Faith in Action International’s approach to grassroots organizing is built on the fundamental notion that power to cause change lies in the connections everyday people make with one another that enables them move together to take informed action. In El Salvador, leaders in 145 communities are meeting weekly to demand changes in their communities and country. In Haiti, leaders in 62 communities are making a way out of no way by taking action where there is no government.

Countries in Africa are testing this approach. Looking to success in Rwanda, faith leaders in Ghana, Tanzania, and Kenya are developing leadership teams who are reaching to connect with people who have little voice in their own communities or in their countries.

To grow more powerful in Rwanda, five new leader organizers are reaching out to clergy, residents, and local officials to explore interest in organizing in new communiteis.

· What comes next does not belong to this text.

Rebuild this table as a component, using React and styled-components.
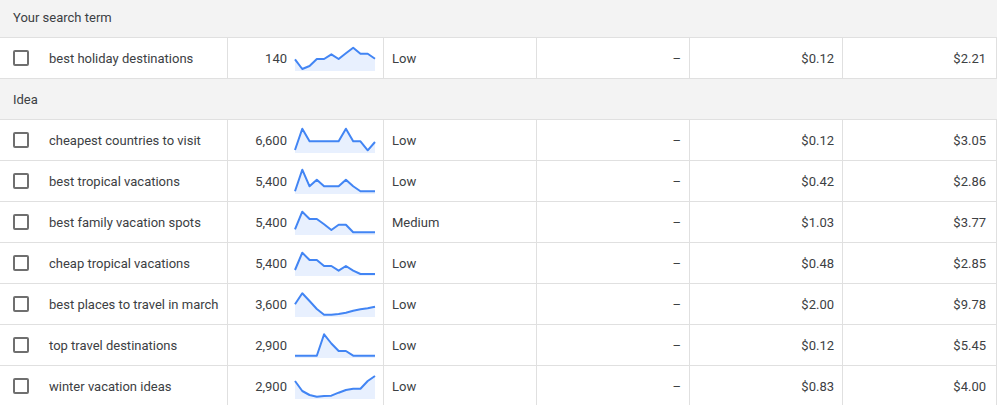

Starting with a core of student leaders, youth organizer, Alphonse, gathered 200 school age students to encourage one another to return to school. At the same time, Poline is working with an Anglican Pastor in Mumeya to build a leadership team that has set its sights on expanding a school facility. In Rwanda, and across Africa, grassroots organizing is responding to the larger challenge of government funding not keeping pace with the demands of an exploding youth population.

Earlier this month, 42 leaders gathered in Ngara District of Tanzania to report on outreach they had done since their last training session in July. One big step forward was the participation of  Muslim, Catholic and Protestant clergy and lay people. Together they are are discovering they face the same challenges. Local and district government leaders also participated to understand this unique approach to bottom up social change and accountability.

In Ghana, Faith in Ghana Alliance teams met in late August to report on outreach into local communities in ten regions across the country. The Western Region Multi-Faith Alliance reported that community level organizing in Ngyiresia had begun. A new local Ngyiresia multi-faith alliance is taking responsibility to organize their community, and has begun to identify local priorities through a listening campaign. Mustapha Kofi Abban, the Faith in Ghana Alliance’s Western Regional Coordinator, together with the Secretary Hajia Fatima Baba Konney say that working in Ngyiresia is offering their Regional Leadership Team an opportunity to learn how to put multifaith organizing into practice so that the community to take responsibility for their development concerns and hold their local officials accountable.

As Ghana heads into national elections in 2024, the transformation of the Faith in Ghana Alliance through multi-faith organizing across the country is showing the way toward decentralizing development decisions and building a vision for the future of Ghana from the bottom-up.

The Faith in Ghana Alliance also celebrated the Papal Knighthood of Samuel Zan Akologo, the Alliance’s founder and national coordinator, for his contribution to social justice and service in the Church.